*SUPPLIED INFORMATION*

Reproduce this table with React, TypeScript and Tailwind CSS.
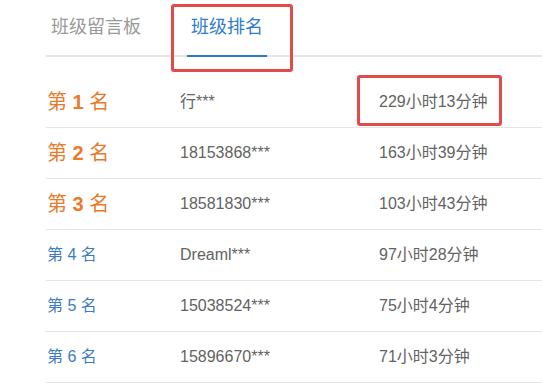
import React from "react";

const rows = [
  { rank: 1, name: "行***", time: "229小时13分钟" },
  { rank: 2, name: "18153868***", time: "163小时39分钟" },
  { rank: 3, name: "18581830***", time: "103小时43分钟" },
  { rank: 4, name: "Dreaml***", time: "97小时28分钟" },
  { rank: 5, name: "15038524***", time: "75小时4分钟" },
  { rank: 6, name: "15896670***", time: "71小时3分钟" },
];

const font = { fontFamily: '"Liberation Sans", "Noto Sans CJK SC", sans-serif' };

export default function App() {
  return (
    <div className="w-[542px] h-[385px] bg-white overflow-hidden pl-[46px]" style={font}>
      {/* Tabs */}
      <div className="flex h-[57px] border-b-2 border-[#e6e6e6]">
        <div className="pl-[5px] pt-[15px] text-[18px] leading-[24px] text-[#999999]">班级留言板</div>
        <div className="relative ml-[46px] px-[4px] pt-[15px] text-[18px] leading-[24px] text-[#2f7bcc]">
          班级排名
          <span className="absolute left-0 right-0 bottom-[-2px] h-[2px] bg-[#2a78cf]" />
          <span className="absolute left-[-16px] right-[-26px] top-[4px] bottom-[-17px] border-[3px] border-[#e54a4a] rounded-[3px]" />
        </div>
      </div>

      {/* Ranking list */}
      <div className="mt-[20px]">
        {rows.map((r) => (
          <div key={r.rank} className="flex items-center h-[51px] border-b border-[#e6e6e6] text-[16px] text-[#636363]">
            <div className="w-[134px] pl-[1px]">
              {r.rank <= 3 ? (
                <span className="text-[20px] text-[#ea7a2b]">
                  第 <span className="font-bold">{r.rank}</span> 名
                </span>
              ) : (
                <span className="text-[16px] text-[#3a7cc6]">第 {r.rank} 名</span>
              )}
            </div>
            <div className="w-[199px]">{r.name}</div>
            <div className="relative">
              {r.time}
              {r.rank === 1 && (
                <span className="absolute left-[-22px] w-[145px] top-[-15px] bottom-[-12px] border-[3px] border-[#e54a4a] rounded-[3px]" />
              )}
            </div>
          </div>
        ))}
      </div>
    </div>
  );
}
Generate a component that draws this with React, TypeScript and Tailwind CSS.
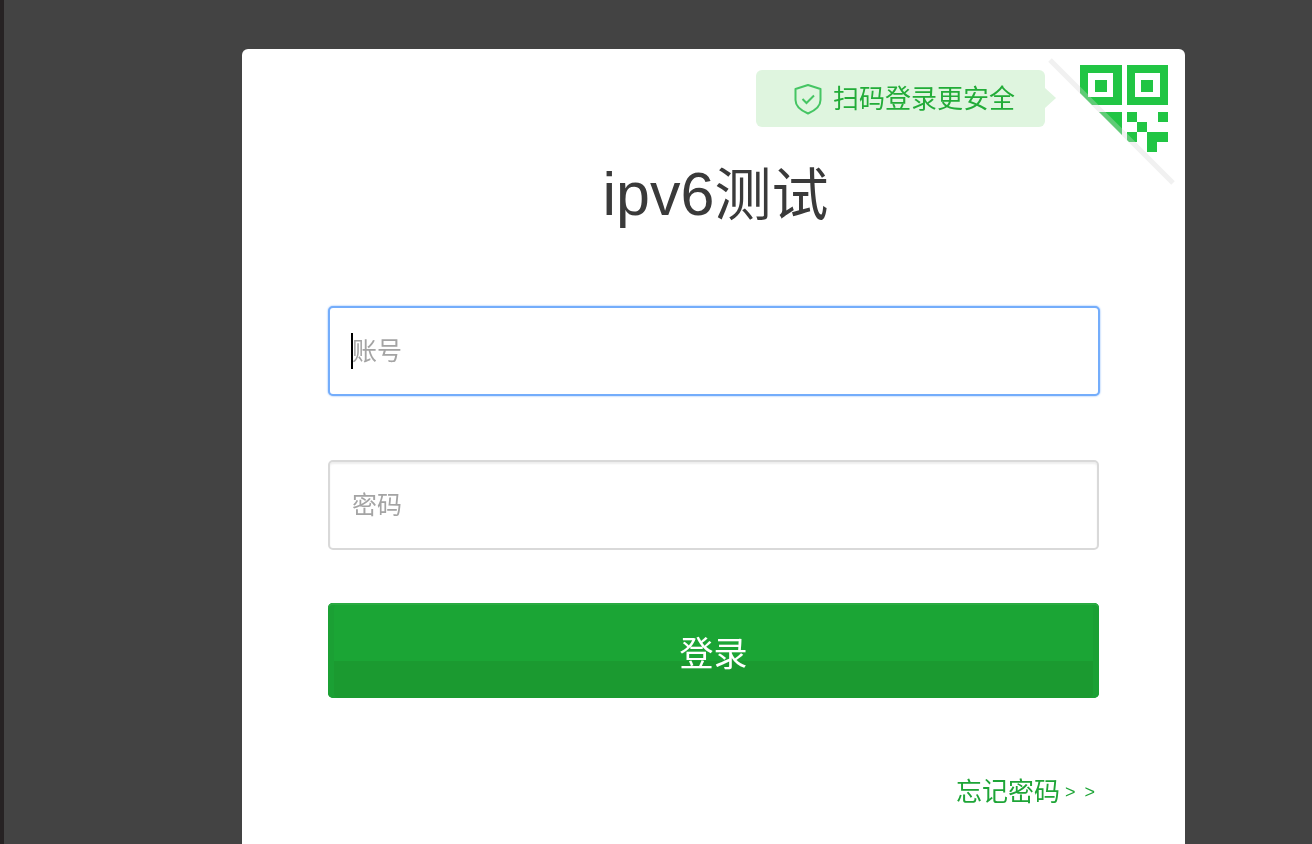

*TASK STATEMENT*
Every record must be copied exactly, with the pictures left out.

*EXERCISE RESPONSE*
Reproduce this table with React, TypeScript and Tailwind CSS.
import React from "react";

const rows = [
  { rank: 1, name: "行***", time: "229小时13分钟" },
  { rank: 2, name: "18153868***", time: "163小时39分钟" },
  { rank: 3, name: "18581830***", time: "103小时43分钟" },
  { rank: 4, name: "Dreaml***", time: "97小时28分钟" },
  { rank: 5, name: "15038524***", time: "75小时4分钟" },
  { rank: 6, name: "15896670***", time: "71小时3分钟" },
];

const font = { fontFamily: '"Liberation Sans", "Noto Sans CJK SC", sans-serif' };

export default function App() {
  return (
    <div className="w-[542px] h-[385px] bg-white overflow-hidden pl-[46px]" style={font}>
      {/* Tabs */}
      <div className="flex h-[57px] border-b-2 border-[#e6e6e6]">
        <div className="pl-[5px] pt-[15px] text-[18px] leading-[24px] text-[#999999]">班级留言板</div>
        <div className="relative ml-[46px] px-[4px] pt-[15px] text-[18px] leading-[24px] text-[#2f7bcc]">
          班级排名
          <span className="absolute left-0 right-0 bottom-[-2px] h-[2px] bg-[#2a78cf]" />
          <span className="absolute left-[-16px] right-[-26px] top-[4px] bottom-[-17px] border-[3px] border-[#e54a4a] rounded-[3px]" />
        </div>
      </div>

      {/* Ranking list */}
      <div className="mt-[20px]">
        {rows.map((r) => (
          <div key={r.rank} className="flex items-center h-[51px] border-b border-[#e6e6e6] text-[16px] text-[#636363]">
            <div className="w-[134px] pl-[1px]">
              {r.rank <= 3 ? (
                <span className="text-[20px] text-[#ea7a2b]">
                  第 <span className="font-bold">{r.rank}</span> 名
                </span>
              ) : (
                <span className="text-[16px] text-[#3a7cc6]">第 {r.rank} 名</span>
              )}
            </div>
            <div className="w-[199px]">{r.name}</div>
            <div className="relative">
              {r.time}
              {r.rank === 1 && (
                <span className="absolute left-[-22px] w-[145px] top-[-15px] bottom-[-12px] border-[3px] border-[#e54a4a] rounded-[3px]" />
              )}
            </div>
          </div>
        ))}
      </div>
    </div>
  );
}
Generate a component that draws this with React, TypeScript and Tailwind CSS.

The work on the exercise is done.